--- Available data ---

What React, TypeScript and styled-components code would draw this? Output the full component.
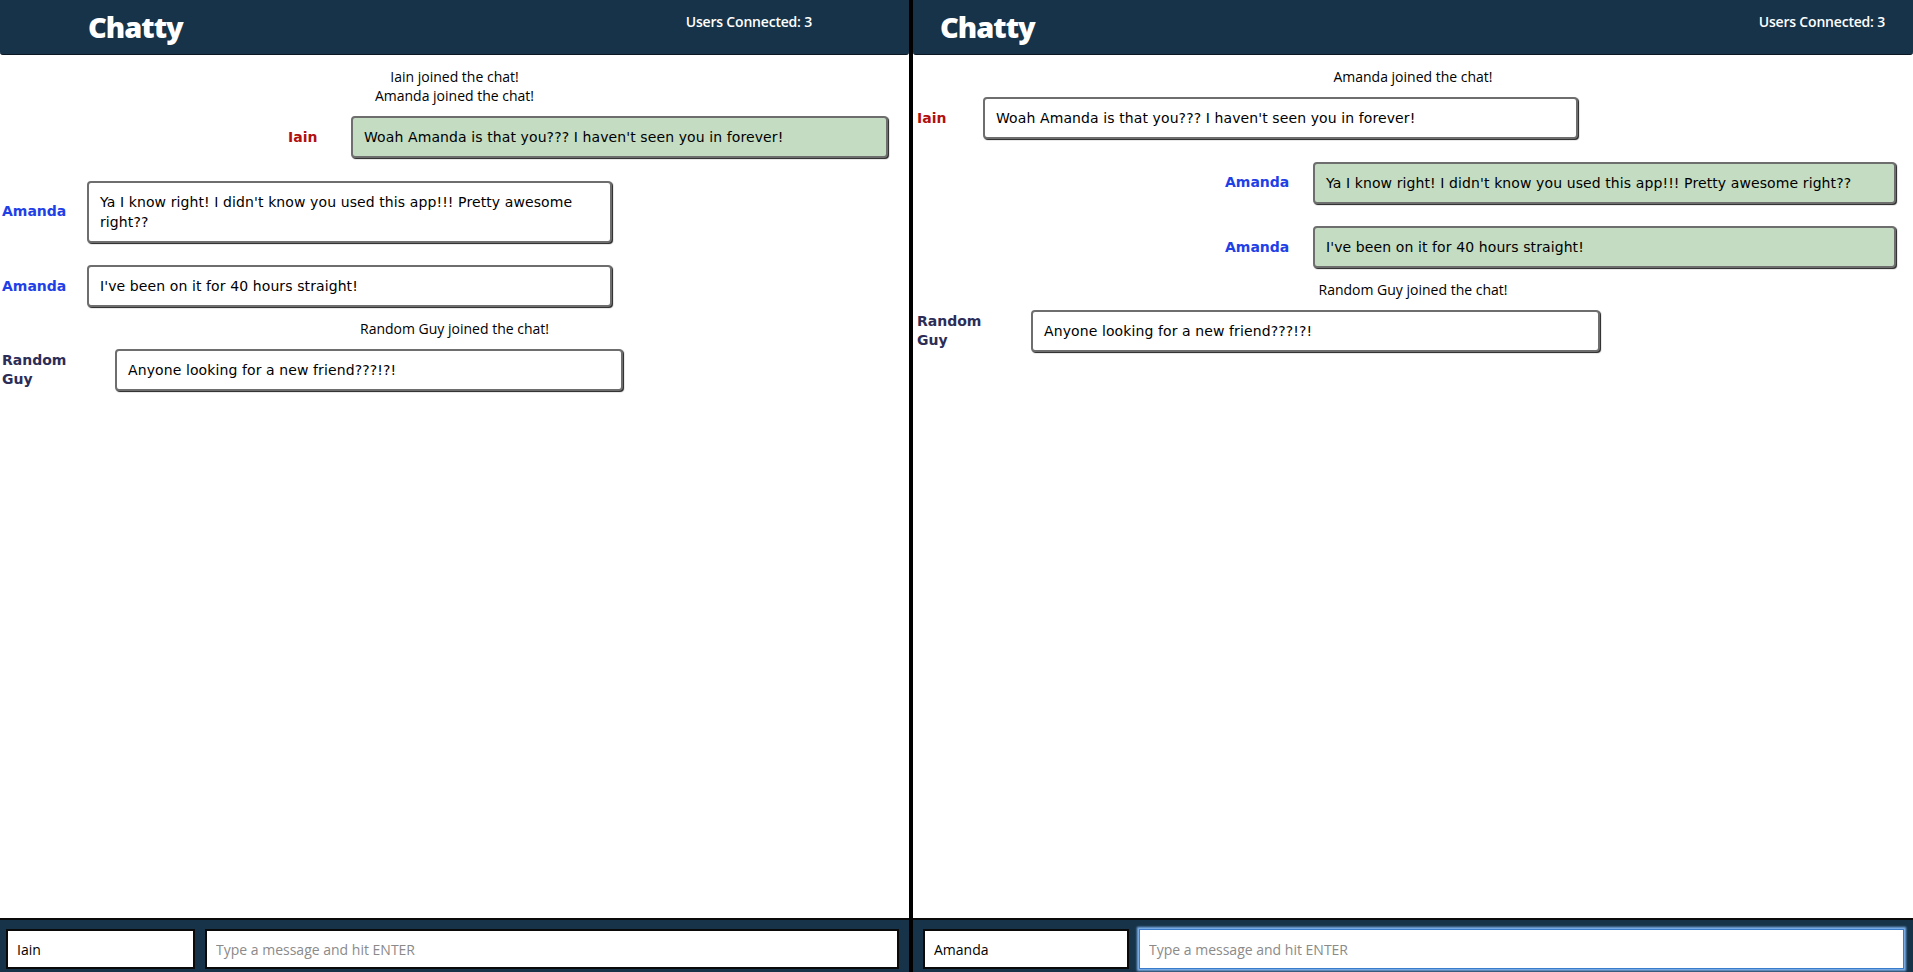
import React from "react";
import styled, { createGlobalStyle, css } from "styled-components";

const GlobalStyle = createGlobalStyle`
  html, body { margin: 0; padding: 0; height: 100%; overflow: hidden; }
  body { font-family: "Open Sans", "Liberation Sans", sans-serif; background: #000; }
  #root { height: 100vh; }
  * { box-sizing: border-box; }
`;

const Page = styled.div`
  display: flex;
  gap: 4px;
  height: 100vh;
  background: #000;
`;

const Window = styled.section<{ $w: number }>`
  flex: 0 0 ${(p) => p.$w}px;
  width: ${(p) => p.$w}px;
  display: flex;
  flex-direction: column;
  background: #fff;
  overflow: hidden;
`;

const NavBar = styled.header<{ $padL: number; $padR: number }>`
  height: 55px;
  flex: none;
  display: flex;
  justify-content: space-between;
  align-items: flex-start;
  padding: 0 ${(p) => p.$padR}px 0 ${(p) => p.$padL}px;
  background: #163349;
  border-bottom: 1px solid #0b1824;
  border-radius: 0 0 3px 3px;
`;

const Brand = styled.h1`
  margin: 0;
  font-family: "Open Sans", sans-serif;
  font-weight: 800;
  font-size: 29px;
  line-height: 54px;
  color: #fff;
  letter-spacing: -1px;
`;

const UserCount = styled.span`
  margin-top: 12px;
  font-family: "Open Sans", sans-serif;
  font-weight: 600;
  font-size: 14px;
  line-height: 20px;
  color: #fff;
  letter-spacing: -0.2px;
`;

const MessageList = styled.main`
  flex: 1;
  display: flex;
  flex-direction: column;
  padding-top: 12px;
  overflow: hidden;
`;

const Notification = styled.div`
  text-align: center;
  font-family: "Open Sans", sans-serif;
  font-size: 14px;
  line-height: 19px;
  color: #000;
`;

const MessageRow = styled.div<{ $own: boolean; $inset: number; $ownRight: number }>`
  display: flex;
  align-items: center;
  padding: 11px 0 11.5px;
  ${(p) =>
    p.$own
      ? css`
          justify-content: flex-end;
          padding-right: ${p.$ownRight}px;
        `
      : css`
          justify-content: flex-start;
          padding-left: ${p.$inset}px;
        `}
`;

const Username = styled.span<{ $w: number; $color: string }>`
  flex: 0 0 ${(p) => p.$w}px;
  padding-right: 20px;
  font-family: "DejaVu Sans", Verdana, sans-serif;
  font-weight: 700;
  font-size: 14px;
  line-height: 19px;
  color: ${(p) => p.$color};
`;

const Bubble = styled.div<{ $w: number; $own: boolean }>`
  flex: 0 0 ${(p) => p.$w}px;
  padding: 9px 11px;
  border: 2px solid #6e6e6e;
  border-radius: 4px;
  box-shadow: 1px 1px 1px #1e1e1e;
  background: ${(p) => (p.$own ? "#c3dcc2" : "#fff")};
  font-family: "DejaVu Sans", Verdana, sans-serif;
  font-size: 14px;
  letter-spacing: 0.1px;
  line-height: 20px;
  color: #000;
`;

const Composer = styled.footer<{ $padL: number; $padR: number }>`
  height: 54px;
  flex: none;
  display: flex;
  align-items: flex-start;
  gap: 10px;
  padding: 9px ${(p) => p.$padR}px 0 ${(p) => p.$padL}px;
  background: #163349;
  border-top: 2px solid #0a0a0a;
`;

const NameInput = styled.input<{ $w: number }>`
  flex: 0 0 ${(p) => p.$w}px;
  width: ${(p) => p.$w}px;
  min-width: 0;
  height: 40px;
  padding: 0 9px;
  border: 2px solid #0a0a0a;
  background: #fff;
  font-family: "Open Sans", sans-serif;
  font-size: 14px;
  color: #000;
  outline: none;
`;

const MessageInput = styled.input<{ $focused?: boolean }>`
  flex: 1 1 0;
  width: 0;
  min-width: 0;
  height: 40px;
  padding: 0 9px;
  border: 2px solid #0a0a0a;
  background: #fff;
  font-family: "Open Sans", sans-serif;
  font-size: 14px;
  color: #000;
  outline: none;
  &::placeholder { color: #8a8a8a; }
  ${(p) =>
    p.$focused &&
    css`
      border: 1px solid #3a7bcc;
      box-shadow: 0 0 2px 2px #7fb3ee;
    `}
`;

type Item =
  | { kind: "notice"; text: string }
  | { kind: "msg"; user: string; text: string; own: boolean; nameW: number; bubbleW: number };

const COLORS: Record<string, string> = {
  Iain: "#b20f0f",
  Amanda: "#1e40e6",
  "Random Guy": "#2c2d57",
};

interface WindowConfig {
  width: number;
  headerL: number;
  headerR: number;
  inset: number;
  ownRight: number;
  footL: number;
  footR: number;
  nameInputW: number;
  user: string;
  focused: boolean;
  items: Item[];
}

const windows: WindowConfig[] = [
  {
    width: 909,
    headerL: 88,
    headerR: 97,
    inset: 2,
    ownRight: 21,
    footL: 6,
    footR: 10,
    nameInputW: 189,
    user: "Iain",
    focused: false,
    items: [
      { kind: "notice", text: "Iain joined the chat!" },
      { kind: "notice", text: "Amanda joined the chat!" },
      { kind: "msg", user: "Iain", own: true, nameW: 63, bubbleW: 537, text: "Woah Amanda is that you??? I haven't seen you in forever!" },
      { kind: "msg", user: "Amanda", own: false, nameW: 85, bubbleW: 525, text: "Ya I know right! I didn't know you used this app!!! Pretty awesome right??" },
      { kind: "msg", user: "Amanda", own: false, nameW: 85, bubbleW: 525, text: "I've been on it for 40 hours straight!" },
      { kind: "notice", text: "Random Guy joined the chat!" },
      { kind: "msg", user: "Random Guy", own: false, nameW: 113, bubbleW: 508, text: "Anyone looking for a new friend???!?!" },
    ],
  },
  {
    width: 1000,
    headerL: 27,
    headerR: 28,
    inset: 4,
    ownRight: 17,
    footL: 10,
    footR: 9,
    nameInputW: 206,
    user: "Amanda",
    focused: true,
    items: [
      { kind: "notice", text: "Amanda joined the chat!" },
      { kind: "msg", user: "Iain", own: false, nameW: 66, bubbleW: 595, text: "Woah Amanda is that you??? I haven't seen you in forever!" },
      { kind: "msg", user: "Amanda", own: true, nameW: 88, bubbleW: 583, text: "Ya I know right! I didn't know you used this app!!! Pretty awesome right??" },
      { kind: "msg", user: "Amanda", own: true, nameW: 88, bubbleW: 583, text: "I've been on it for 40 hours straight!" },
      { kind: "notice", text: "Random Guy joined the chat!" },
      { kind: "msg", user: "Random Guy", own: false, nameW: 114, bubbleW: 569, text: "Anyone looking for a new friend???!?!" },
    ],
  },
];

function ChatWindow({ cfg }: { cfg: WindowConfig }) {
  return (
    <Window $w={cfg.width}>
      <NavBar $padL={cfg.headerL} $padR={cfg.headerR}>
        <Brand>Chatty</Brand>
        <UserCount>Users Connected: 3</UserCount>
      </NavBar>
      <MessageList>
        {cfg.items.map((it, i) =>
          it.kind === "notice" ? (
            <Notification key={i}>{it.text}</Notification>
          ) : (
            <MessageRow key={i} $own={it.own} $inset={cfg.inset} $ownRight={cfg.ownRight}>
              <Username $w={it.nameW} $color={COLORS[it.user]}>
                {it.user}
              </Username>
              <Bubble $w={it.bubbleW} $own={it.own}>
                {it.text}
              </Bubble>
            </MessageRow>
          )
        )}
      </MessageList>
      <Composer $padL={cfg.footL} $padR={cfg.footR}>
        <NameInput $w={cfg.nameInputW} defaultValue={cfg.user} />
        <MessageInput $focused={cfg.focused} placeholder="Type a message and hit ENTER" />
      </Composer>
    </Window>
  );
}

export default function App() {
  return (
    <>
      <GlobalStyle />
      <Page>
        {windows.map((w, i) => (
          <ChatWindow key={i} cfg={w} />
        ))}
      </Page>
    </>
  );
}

--- Goal ---
Pick out the lines that contain "components" and copy them.

--- Result below ---
What React, TypeScript and styled-components code would draw this? Output the full component.
import styled, { createGlobalStyle, css } from "styled-components";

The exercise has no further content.